If Shearer was destined to start, which he did in all but four of Venables’ 24 games in charge, then that ruled others out of contention. Sheringham’s lightness of touch made him a good foil for Shearer, as he proved at Euro 96, in a way that the likes of Wright and Fowler, for instance, didn’t seem to be.
Venables made his preference for pairing Shearer with a certain type of striker clear from the start. After three years in the international wilderness, the ageing Beardsley was immediately recalled to the squad and started the new manager’s first three games. He picked up another seven caps in the lead up to the Euros, limiting the chance to try out younger prospects.
Glenn Hoddle generally persisted with two up front, albeit in a variety of formations. Shearer was firmly embedded as first-choice striker and England captain after his Golden Boot-winning exploits, so others had to fit in around him. Ferdinand, Sutton, Collymore and Wright were no longer as consistently effective, while Fowler suffered with injuries.
Cole is the striker with the biggest cause for complaint after 25 goals in all competitions during the 1997-98 season wasn’t enough to earn him a place in England’s World Cup squad. Hoddle didn’t seem to trust Cole, claiming that he needed too many chances to score and repeatedly sidelining him. Sutton fell out with Hoddle too after rejecting a call up to the B team.
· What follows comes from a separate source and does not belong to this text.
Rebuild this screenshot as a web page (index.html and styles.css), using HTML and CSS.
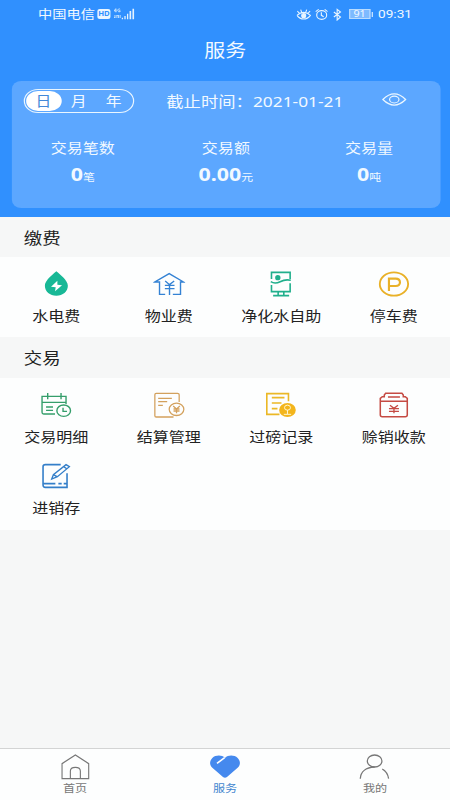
FILE: index.html
```html
<!DOCTYPE html>
<html lang="zh-CN">
<head>
<meta charset="utf-8">
<title>服务</title>
<link rel="stylesheet" href="styles.css">
</head>
<body>
<div class="app">
  <header class="header">
    <div class="status">
      <div class="status-left">
        <span class="carrier">中国电信</span>
        <span class="hd">HD</span>
        <svg class="signal" viewBox="0 0 66 39" preserveAspectRatio="none" fill="#e4f3ff">
          <path d="M5 2L1 9H8M6 2V13M19 4Q17 2 14 3Q11 5 12 9Q14 13 19 11V8H16M3 21V30L1 27M9 30V21L11 24M14 21V30M19 30V21" fill="none" stroke="#e4f3ff" stroke-width="2.4"/>
          <path d="M24 29h4v5h-4zM32 24h4v10h-4zM40 17h4v17h-4zM48 9h5v25h-5zM57 2h5v32h-5z"/>
        </svg>
      </div>
      <div class="status-right">
        <svg class="s-icon" viewBox="0 0 48 39" preserveAspectRatio="none" fill="none" stroke="#e8f5ff" stroke-width="3.4">
          <path d="M4 22Q13 13 24 13T44 22Q36 33 24 33T4 22M5 9l6 7M15 5l3 8M43 9l-6 7M33 5l-3 8"/><circle cx="24" cy="23" r="6" fill="#e8f5ff"/>
        </svg>
        <svg class="s-icon alarm" viewBox="0 0 42 39" preserveAspectRatio="none" fill="none" stroke="#e8f5ff" stroke-width="3.4">
          <ellipse cx="21" cy="21" rx="15" ry="13"/><path d="M20 13v9l7 4M3 11l9-7M39 11l-9-7"/>
        </svg>
        <svg class="s-icon bt" viewBox="0 0 30 39" preserveAspectRatio="none" fill="none" stroke="#e8f5ff" stroke-width="3.4">
          <path d="M4 12l20 15-10 9V4l10 8L4 27"/>
        </svg>
        <span class="battery">91</span><i class="battery-tip"></i>
        <span class="clock">09:31</span>
      </div>
    </div>
    <h1 class="title">服务</h1>
    <section class="card">
      <div class="card-top">
        <div class="segment"><span class="seg active">日</span><span class="seg">月</span><span class="seg">年</span></div>
        <div class="deadline">截止时间：2021-01-21</div>
        <svg class="eye" viewBox="0 0 78 48" preserveAspectRatio="none" fill="none" stroke="#eaf6ff" stroke-width="3.6">
          <path d="M5 24Q22 6 39 6T73 24Q56 42 39 42T5 24Z"/><ellipse cx="39" cy="24" rx="14" ry="11"/>
        </svg>
      </div>
      <div class="stats">
        <div class="stat"><div class="stat-label">交易笔数</div><div class="stat-value"><b>0</b>笔</div></div>
        <div class="stat"><div class="stat-label">交易额</div><div class="stat-value"><b>0.00</b>元</div></div>
        <div class="stat"><div class="stat-label">交易量</div><div class="stat-value"><b>0</b>吨</div></div>
      </div>
    </section>
  </header>

  <main class="content">
    <h2 class="section-title">缴费</h2>
    <div class="grid grid-pay">
      <div class="item">
        <svg class="icon" viewBox="0 0 96 84" preserveAspectRatio="none">
          <path fill="#18b896" d="M48 7C56 14 82.500 34 82.500 50C82.500 67 67 80 48 80S13.500 67 13.500 50C13.500 34 40 14 48 7Z"/>
          <path fill="#fff" d="M51 35L32 53L46 55L44 67L65 49L51 47Z"/>
        </svg>
        <span class="label">水电费</span>
      </div>
      <div class="item">
        <svg class="icon" viewBox="0 0 96 84" preserveAspectRatio="none" fill="none" stroke="#3482d4" stroke-width="4.200">
          <path d="M36 76H19V39H5L48 14L91 39H82V76H59"/><path d="M36 36L49 47L63 36M49 47V78M35 49H64M35 59H64"/>
        </svg>
        <span class="label">物业费</span>
      </div>
      <div class="item">
        <svg class="icon" viewBox="0 0 96 84" preserveAspectRatio="none" fill="none" stroke="#20af8c" stroke-width="4.800">
          <path d="M20 30V10H76V30M20 48V68H76V43M18 38Q30 46 46 38T78 34M40 68V80M57 68V80M25 80H73"/><circle cx="39" cy="26" r="8" fill="#20af8c" stroke="none"/>
        </svg>
        <span class="label">净化水自助</span>
      </div>
      <div class="item">
        <svg class="icon" viewBox="0 0 96 84" preserveAspectRatio="none" fill="none" stroke="#e9b128" stroke-width="5.500">
          <ellipse cx="49" cy="45" rx="42.500" ry="35"/><path stroke-width="6.500" d="M34 66V29H54Q67 29 67 40T54 51H34"/>
        </svg>
        <span class="label">停车费</span>
      </div>
    </div>

    <h2 class="section-title second">交易</h2>
    <div class="grid grid-trade">
      <div class="item">
        <svg class="icon" viewBox="0 0 96 84" preserveAspectRatio="none" fill="none" stroke="#359e6b" stroke-width="4.200">
          <path d="M44 72H10Q5 72 5 67V19H77V37H5M22 9V28M62 9V28M17 51H38M17 61H38M77 37V42"/><ellipse cx="70" cy="62" rx="20.500" ry="17"/><path d="M68 53V64H80"/>
        </svg>
        <span class="label">交易明细</span>
      </div>
      <div class="item">
        <svg class="icon" viewBox="0 0 96 84" preserveAspectRatio="none" fill="none" stroke="#d3a15d" stroke-width="3.800">
          <path d="M78 36V14Q78 10 73 10H9Q5 10 5 14V77Q5 81 9 81H61M15 25H56M15 35H42M15 46H29"/><ellipse cx="70" cy="58" rx="22" ry="18.500"/><path d="M60 48L70 57L80 48M70 57V70M61 57H79M61 63H79"/>
        </svg>
        <span class="label">结算管理</span>
      </div>
      <div class="item">
        <svg class="icon" viewBox="0 0 96 84" preserveAspectRatio="none" fill="none" stroke="#ebb826" stroke-width="4.800">
          <path d="M71 34V11H6V73H44M21 23H59M21 39H50M21 56H38"/><ellipse cx="68" cy="60" rx="25" ry="21" fill="#f3b51c" stroke="none"/><path stroke="#fff6cf" stroke-width="3" d="M68 60V72M57 73H79"/><ellipse cx="68" cy="53" rx="9" ry="7.500" stroke="#fff6cf" stroke-width="3"/>
        </svg>
        <span class="label">过磅记录</span>
      </div>
      <div class="item">
        <svg class="icon" viewBox="0 0 96 84" preserveAspectRatio="none" fill="none" stroke="#c54a43" stroke-width="4.600">
          <path d="M8 34V74Q8 80 14 80H83Q89 80 89 74V34ZM8 34V25L14 20H20V15L24 10H73L77 15V20H83L89 25V34M31 21H67"/><path d="M37 46L49 55L61 46M49 55V70M34 56H64M34 64H64" stroke-width="4"/>
        </svg>
        <span class="label">赊销收款</span>
      </div>
      <div class="item">
        <svg class="icon" viewBox="0 0 96 84" preserveAspectRatio="none" fill="none" stroke="#347fc9" stroke-width="4.800">
          <path d="M61 11H15Q8 11 8 17V72Q8 79 15 79H80V37M8 68H45M54 68H64M70 68H80"/><path d="M34 54L39 41L77 11L87 17L51 47ZM70 17L80 24M39 41L50 47" stroke-width="4"/>
        </svg>
        <span class="label">进销存</span>
      </div>
    </div>
  </main>

  <nav class="tabbar">
    <div class="tab">
      <svg class="tab-icon" viewBox="0 0 96 84" preserveAspectRatio="none" fill="none" stroke="#777" stroke-width="3.400">
        <path d="M8 77V32L48 6L88 32V77ZM33 77V54Q33 43 48 43T63 54V77"/>
      </svg>
      <span>首页</span>
    </div>
    <div class="tab current">
      <svg class="tab-icon" viewBox="0 0 96 84" preserveAspectRatio="none">
        <path fill="#4589ee" d="M48 15C38 5 20 6 10 15C1 24 1 36 10 44L42 72Q48 77 54 72L86 44C95 36 95 24 86 15C76 6 58 5 48 15Z"/><path d="M24 31L47 14" stroke="#fff" stroke-width="5"/>
      </svg>
      <span>服务</span>
    </div>
    <div class="tab">
      <svg class="tab-icon" viewBox="0 0 96 84" preserveAspectRatio="none" fill="none" stroke="#777" stroke-width="3.800">
        <ellipse cx="48" cy="24" rx="22" ry="18"/><path d="M5 77C6 55 23 43 48 42M71 48Q87 57 90 77"/>
      </svg>
      <span>我的</span>
    </div>
  </nav>
</div>
</body>
</html>
```
FILE: styles.css
```css
* {
  box-sizing: border-box;
}

html,
body {
  margin: 0;
  height: 100%;
  overflow: hidden;
}

/* Narrow layout stretched horizontally to fill the window. */
.app {
  width: calc(100% / 1.1875);
  height: 800px;
  display: flex;
  flex-direction: column;
  transform: scaleX(1.1875);
  transform-origin: 0 0;
  background: #f6f7f7;
  color: #222;
  font-family: "Noto Sans", "Noto Sans CJK SC", sans-serif;
}

.header {
  height: 217px;
  padding: 0 8px 0 9.500px;
  background: #3090fe;
  color: #f2f9ff;
}

.status {
  height: 28px;
  padding: 0 24px 0 22.500px;
  display: flex;
  justify-content: space-between;
  align-items: center;
  font-size: 11.500px;
  line-height: 28px;
}

.status-left,
.status-right {
  display: flex;
  align-items: center;
}

.carrier {
  padding-top: 1px;
  font-size: 12px;
}

.hd {
  width: 11px;
  height: 10px;
  margin: 0 3px 0 2px;
  border-radius: 2px;
  background: #eaf6ff;
  color: #3090fe;
  font-size: 6.500px;
  font-weight: 700;
  line-height: 10px;
  text-align: center;
}

.signal {
  width: 18px;
  height: 13px;
}

.s-icon {
  width: 13.500px;
  height: 13px;
}

.alarm {
  width: 11.800px;
  margin-left: 2.500px;
}

.bt {
  width: 8.400px;
  margin-left: 4px;
}

.battery {
  width: 18px;
  height: 10px;
  margin-left: 5px;
  border: 1px solid #b9dcff;
  background: #7dbaff;
  font-size: 9px;
  line-height: 8px;
  text-align: center;
}

.battery-tip {
  width: 1.500px;
  height: 5px;
  margin: 0 4px 0 1px;
  background: #d8edff;
}

.clock {
  font-family: Roboto, sans-serif;
  font-size: 11.500px;
}

.title {
  margin: 0;
  height: 53px;
  padding-top: 8px;
  font-size: 17.700px;
  font-weight: 400;
  line-height: 28px;
  text-align: center;
  text-indent: -1px;
}

.card {
  height: 127px;
  padding: 8px 0 0 10px;
  border-radius: 8px;
  background: #5ca7ff;
}

.card-top {
  display: flex;
  align-items: center;
  height: 24px;
}

.segment {
  width: 93px;
  height: 24px;
  padding: 1px;
  display: flex;
  border: 1px solid #eaf6ff;
  border-radius: 12px;
  font-size: 13.300px;
  line-height: 20px;
}

.seg {
  flex: 1;
  text-align: center;
}

.seg.active {
  flex: 0 0 30px;
  border-radius: 10px;
  background: #fff;
  color: #4389d8;
}

.deadline {
  width: 152px;
  margin-left: 27.500px;
  font-size: 14.600px;
  line-height: 24px;
  white-space: nowrap;
}

.eye {
  width: 22px;
  height: 15px;
  margin: -3px 0 0 28.500px;
}

.stats {
  display: flex;
  margin: 24px 0 0 -10px;
}

.stat {
  width: 121px;
  text-align: center;
}

.stat-label {
  font-size: 13.500px;
  line-height: 22px;
}

.stat-value {
  margin-top: 1px;
  font-size: 10px;
  line-height: 28px;
}

.stat-value b {
  font-size: 18px;
}

.content {
  flex: 1;
}

.section-title {
  margin: 0;
  height: 40px;
  padding-left: 20px;
  font-size: 15.500px;
  font-weight: 400;
  line-height: 42px;
}

.section-title.second {
  height: 41px;
  line-height: 43px;
}

.grid {
  display: grid;
  grid-template-columns: repeat(4, 1fr);
  grid-auto-rows: 71px;
  padding-top: 12px;
  background: #fdfefe;
}

.grid-pay {
  height: 80px;
}

.grid-trade {
  height: 152px;
}

.item {
  display: flex;
  flex-direction: column;
  align-items: center;
}

.icon {
  width: 26.950px;
  height: 28px;
}

.label {
  margin-top: 9px;
  font-size: 13.500px;
  line-height: 20px;
  white-space: nowrap;
}

.tabbar {
  height: 52px;
  display: flex;
  border-top: 1px solid #d3d4d4;
  background: #fdfefe;
  color: #777;
}

.tab {
  flex: 1;
  padding-top: 4px;
  display: flex;
  flex-direction: column;
  align-items: center;
  font-size: 10.200px;
  line-height: 14px;
}

.tab-icon {
  width: 26.950px;
  height: 28px;
}

.tab.current {
  color: #4386cf;
}
```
At the tournament itself, Michael Owen burst onto the scene in unforgettable fashion, topped by his incredible solo effort against Argentina. The country suddenly had a new hope to build around as Shearer stepped away from England duty after Euro 2000.
Times changed, and the squad evolved to reflect that, leaving that glut of mid-90s goalscorers on the outside looking in, most reflecting on curiously underwhelming international careers that promised so much but delivered little.